The Congress’ historian, Dr. Pattabhi Sitaramayya, recorded that “on the day of the arrest of Gandhi and his colleagues, Savarkar’s call to the Hindu was one of ‘no support to the Congress move’. There was nothing in it to be surprised at. All along he has preached the gospel of Hinutva, Hindu communalism, not Indian nationalism. In the formation of Minister in Muslim-majority province while the Congress (leadership) was in prison, he encouraged Hindu participation in them in different provinces on different ground…” (The History of the Indian National Congress, Vol. 11, p. 512).He proceeded to mention how, only a few month after his resignation from the Bengal Cabinet, Mookerjee’s interest in regaining his job revived. “This revival of interest not in election but in the formation of Ministries while the Congress was in duress sounds strange, indeed; not because it was rooted in any intrinsic strength of the Sabha but because it was traceable to an unholy and an uncouth (sic.) Combination with the opponents of the Congress. The sad fate of the Sabha candidates during the General Election of 1937 is well known. Nor has the Sabha run any of its candidates at the time of the by-election” (P.513). This very fact that the Mahasabha had no roots in popular support drove Mookerjee to try to strike a deal over the heads of the people with the British rulers. The Congress leadership, in Bengal and at the Central level, had done little to satisfy his ambitions, Savarkar did.
Sitaramayya supported his charges by citing another fact which sounds incredible today. The Hindu Mahashabha was in a coalition Government with the Muslim League in Sind. Though the Sind Assembly passed a resolution endorsing the demand for Pakistan, the Mahasabha Ministers did not resign from the Government but “contented themselves with a protest”, for the record (P. 514).
Mahasabha president Savarkar issued an edict on September 1942: “I issue this definite instruction to all Hindu Sabhaites in particular and all Hindu Sangathanists in general… holding any post or position of vantage in the Government services should stick to them and continue to perform their regular duties.” This was dutifully followed. So much so that, according to an intelligence report of June 10, 1943, when Aruna Asaf Ali pleaded with her friend Sarla, daughter of Sir Jwala Prasad Srivastava, a member of the Viceroy’ Executive council, to “force her father to resign on the issue of Gandhi’s fast….

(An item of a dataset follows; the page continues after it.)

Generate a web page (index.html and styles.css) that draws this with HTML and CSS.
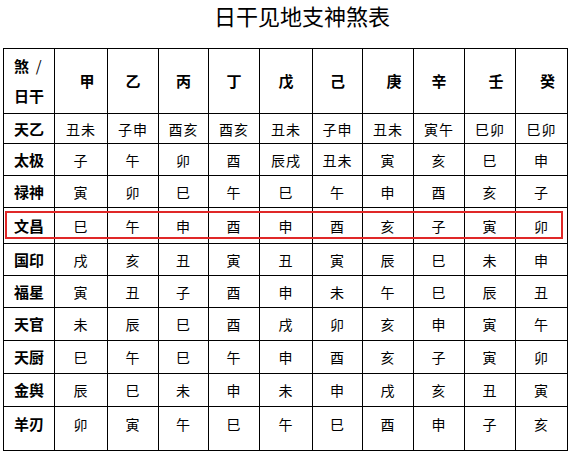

Sarla replied that as her father has taken the line of Hindu Mahashbha, he could not follow her advice.” (Quit India Movement: British Secret Documents; edited by P. N. Chopra and S.R. Bakshi; Interprint, New Delhi; 1986; p. 3140).
Indeed, the Mahasabha’s working committee had passed a resolution on August 31, 1942 asking all Mahasabhaites to remain at their jobs. Savarkar’s edict was a follow-up to it. So much for the Mahasabha. What of the RSS? It must be born in mind that in the first half of the Forties, the Mahasabha loomed larger on the political horizon than did the RSS. Ego clashes between Savarkar and Golwalkar strained relations at detail by Wlater K. Andersen and Shrdhar D. Damle in their superb work The Brotherhood in Saffron.
It was G.D (alias Babarao) Savakar, elder brother of Vinayak, who helped the RSS to expand into the Western Maharashtra. Savarker was close to the RSS’ founder K. B. Hedgewar but had “disdain for Golwalker….both men were apprehensive regarding the other’s role in the Hindu unification movement”. Eventually, as we know, Savarker emerged discredited despite his acquittal in the Gandhi assassination case. His favorite pupil Mookherjee strayed in the RSS camp and was made its captive. After his death in June 1953, the RSS lost no time no completing its grip over the Jan Sangh. This grip holds the BJP leaders—far smaller men than Mookherjee – completely in its thrall.
To revert to the RSS’ role in the early 1940s, Andersen and Damle record: “Golwalkar believed that the British not be given any excuse to ban the RSS. When the British banned military drill and the use of uniforms in all non-official organization, the RSS complied. On April 29, 1943, Golwalkar distributed a circular to senior RSS figures, announcing the termination of the RSS military department. The wording of the circular reveals his apprehensions regarding the possibilities of a ban on the RSS: “We discontinued practices included in the Government’s early order on military drill and uniforms … to keep our work clearly within bounds of law, as every law abiding institution should … Hoping that circumstances would ease early, we had in a sense only suspended that part of our training. Now, however, we decide to stop it altogether and abolish the department without waiting for the time to change.”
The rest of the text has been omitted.